— Records for processing —

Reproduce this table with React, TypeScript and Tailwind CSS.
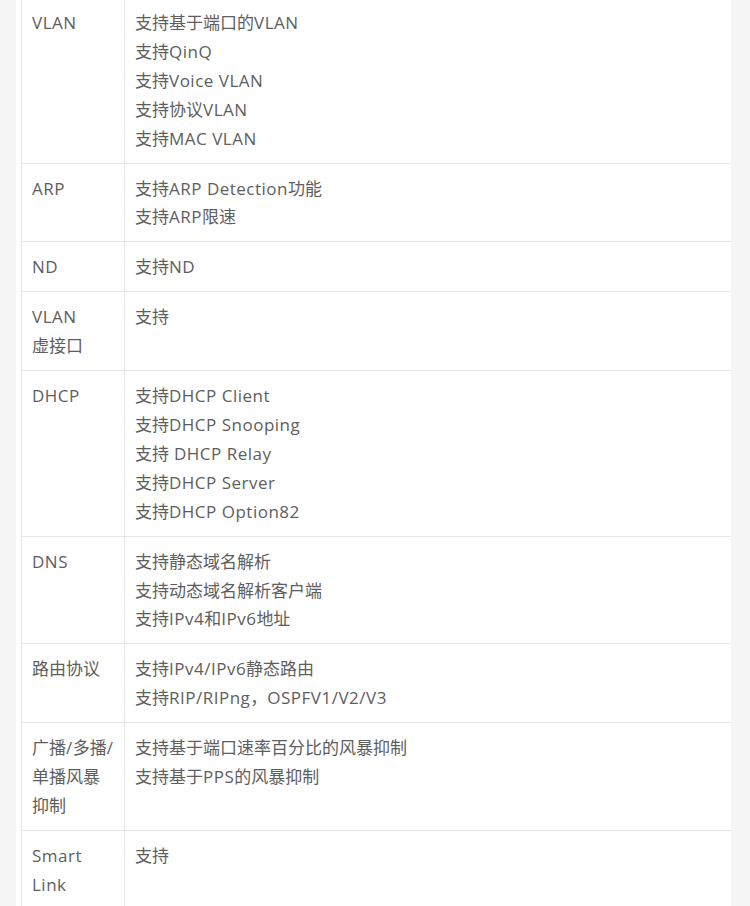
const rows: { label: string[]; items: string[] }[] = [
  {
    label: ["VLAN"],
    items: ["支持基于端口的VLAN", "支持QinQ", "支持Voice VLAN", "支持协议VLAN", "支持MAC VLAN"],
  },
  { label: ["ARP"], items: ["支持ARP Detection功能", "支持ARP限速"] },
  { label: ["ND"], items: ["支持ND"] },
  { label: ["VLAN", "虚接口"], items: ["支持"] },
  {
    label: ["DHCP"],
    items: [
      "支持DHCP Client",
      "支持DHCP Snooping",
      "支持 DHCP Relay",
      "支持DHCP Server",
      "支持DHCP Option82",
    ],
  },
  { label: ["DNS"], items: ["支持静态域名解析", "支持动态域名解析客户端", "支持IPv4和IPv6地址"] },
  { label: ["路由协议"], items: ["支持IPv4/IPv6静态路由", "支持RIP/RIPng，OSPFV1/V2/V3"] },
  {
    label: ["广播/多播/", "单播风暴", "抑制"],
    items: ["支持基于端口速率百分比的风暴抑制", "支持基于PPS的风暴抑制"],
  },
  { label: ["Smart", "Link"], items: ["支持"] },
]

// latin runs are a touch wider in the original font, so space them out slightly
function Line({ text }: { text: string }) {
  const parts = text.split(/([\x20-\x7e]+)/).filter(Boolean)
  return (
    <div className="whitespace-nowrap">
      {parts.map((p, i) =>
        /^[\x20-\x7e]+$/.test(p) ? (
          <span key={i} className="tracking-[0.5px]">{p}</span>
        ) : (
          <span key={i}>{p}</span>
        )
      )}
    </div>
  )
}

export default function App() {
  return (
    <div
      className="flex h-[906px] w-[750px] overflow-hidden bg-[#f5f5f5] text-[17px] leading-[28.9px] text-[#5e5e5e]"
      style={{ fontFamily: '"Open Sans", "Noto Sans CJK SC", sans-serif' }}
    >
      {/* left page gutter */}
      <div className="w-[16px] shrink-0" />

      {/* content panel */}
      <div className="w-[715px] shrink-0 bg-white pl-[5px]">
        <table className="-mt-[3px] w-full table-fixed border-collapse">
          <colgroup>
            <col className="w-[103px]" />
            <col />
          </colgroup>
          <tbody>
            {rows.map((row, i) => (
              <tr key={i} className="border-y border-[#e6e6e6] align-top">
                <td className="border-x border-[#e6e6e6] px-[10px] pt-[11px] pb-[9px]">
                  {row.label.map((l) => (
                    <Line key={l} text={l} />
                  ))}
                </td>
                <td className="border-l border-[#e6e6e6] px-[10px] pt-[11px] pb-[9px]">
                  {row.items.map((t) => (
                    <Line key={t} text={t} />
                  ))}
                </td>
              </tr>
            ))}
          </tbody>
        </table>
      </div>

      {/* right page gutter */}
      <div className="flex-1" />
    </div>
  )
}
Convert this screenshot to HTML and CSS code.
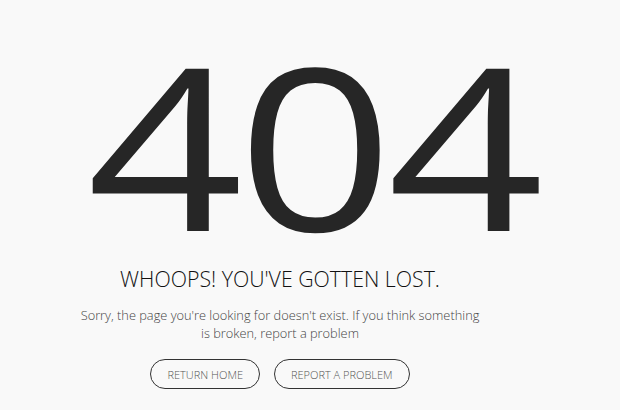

— Directions —
Look through the material and copy each line that has "this".

— Answer to the task —
Reproduce this table with React, TypeScript and Tailwind CSS.
Convert this screenshot to HTML and CSS code.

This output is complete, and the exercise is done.